Чтобы торговля шла поэффективнее, здешние лавочники разработали особое арго, никому больше не понятное. К примеру, если старшему приказчику надо было сообщить своему младшему коллеге, что опускать цену можно до пяти рублей, не менее, он кричал ему через всю лавку:

 Пяндором хрустов!

Что, собственно, и означало «пять рублей».

Если хотел дать знать, что нужно соглашаться на очередное предложение покупателя, то сообщал:

 Шишли сары!

Бедный клиент, конечно, понимал, что его дурят как котенка, но поделать ничего не мог.

Некоторые хозяева шли дальше и на ценниках рядышком с суммой писали несколько бессмысленных, на первый взгляд маленьких буковок. Это был шифр. Любой приказчик, ознакомленный с ключом, мог таким образом прочитать истинную цену  ту, ниже которой опускаться при торге нельзя. Ключ представлял собой десятибуквенное слово, да такое, чтобы буквы в нем не повторялись. Первая буква в слове соответствовала единице, вторая  двойке и так далее. Последняя была, ясное дело, ноль, при этом слово не должно было, на всякий случай, содержать в себе буковку «о»  чтобы с нулем не спутали.
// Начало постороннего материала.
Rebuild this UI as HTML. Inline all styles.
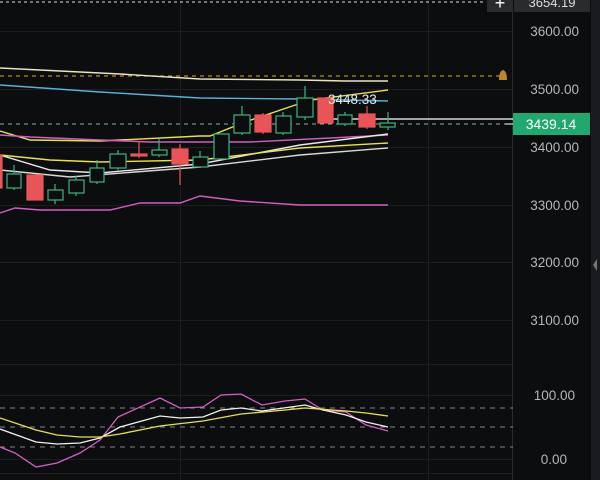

Таким образом, если ключ был, к примеру, «ПРЕДСТАВИЛ», то шифр «РВ-СЛ» обозначал 28 рублей 50 копеек. При том «официальная» цена была, примеру, 35 рублей.

В качестве рекламы, разумеется, использовались громкие названия. Писали их подчас безграмотно, по большей части, без кавычек. В частности, часовой магазин Азерского имел огромную броскую вывеску: «Магазин Женева».
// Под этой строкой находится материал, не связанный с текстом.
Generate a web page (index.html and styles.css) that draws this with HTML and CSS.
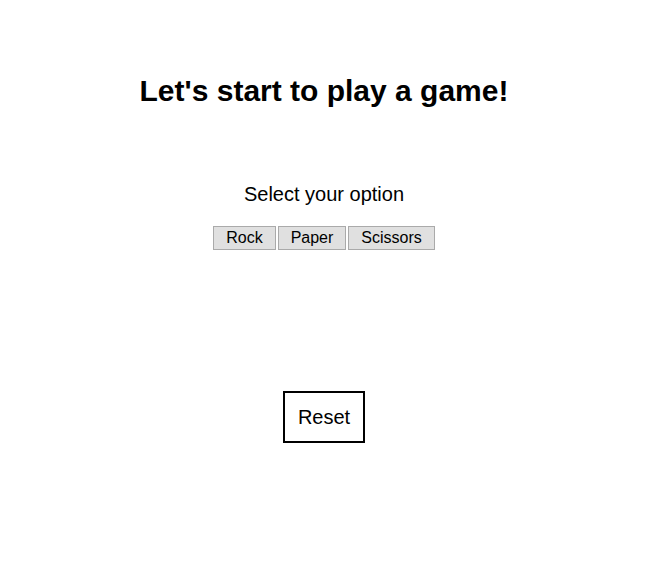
FILE: index.html
```html
<!DOCTYPE html>
<html>
<head>
<meta charset="utf-8">
<link rel="stylesheet" href="styles.css">
</head>
<body>
<div class="page">
  <h1 class="title">Let's start to play a game!</h1>
  <p class="prompt">Select your option</p>
  <div class="options">
    <button class="opt">Rock</button>
    <button class="opt">Paper</button>
    <button class="opt">Scissors</button>
  </div>
  <button class="reset">Reset</button>
</div>
</body>
</html>
```
FILE: styles.css
```css
html, body { margin: 0; padding: 0; background: #fff; }
.page {
  font-family: "Liberation Sans", Arial, sans-serif;
  display: flex;
  flex-direction: column;
  align-items: center;
  color: #000;
}
.title {
  font-size: 30px;
  font-weight: bold;
  margin: 73px 0 0 0;
  line-height: 35px;
}
.prompt {
  font-size: 20px;
  margin: 74px 0 0 0;
  line-height: 24px;
}
.options {
  display: flex;
  gap: 2px;
  margin-top: 20px;
}
.opt {
  font-family: "Liberation Sans", Arial, sans-serif;
  font-size: 16px;
  background: #e0e0e0;
  border: 1px solid #aaa;
  height: 24px;
  padding: 0 12px;
  line-height: 20px;
  color: #000;
}
.reset {
  font-family: "Liberation Sans", Arial, sans-serif;
  font-size: 20px;
  background: #fff;
  border: 2px solid #000;
  width: 82px;
  height: 52px;
  margin-top: 141px;
  color: #000;
  padding: 0;
}
```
Идея, в общем-то, понятно. Да, самые престижные часы  швейцарские, да, в Швейцарии есть город под названием Женева, и у покупателя должен сложиться соответствующий ассоциативный ряд.

Но это  в идеале. А в действительности, подавляющее большинство костромичей считало, что здесь  магазин некого господина, носящего простую русскую фамилию: Женев.

А С. Чумаков писал о совершенно фантастическом рекламном ходе, придуманном одним предпринимателем: «Была торговля готовым платьем третьего сорта, главным образом из лодзинского материала. Принадлежала она Морковникову и именовалась неведомым для костромичей словом Конфекция. Магазин был оборудован следующим образом: окна завешены готовым платьем, так что в магазине царил полумрак, а при наступлении темноты зажигалась лампа с каким-то особым голубым стеклом; лампа была керосиновая, свету давала мало, и полумрак не давал возможности рассмотреть дефекты и окраску материала. Для оживления оборота против магазина на галерее прохаживался юркий еврейчик, у которого на руках была пара брюк. Увидя зазевавшегося крестьянина, он хватал его за руку и волок в магазин. Если клиент не отбивался, то как только он попадал в Конфекцию, на него набрасывались с разных сторон два или три приказчика, совавшие готовое платье прямо в лицо. Торговались до седьмого пота, а в случае, если покупатель уходил, то за ним мчались на улицу и тащили за полы обратно в Конфекцию».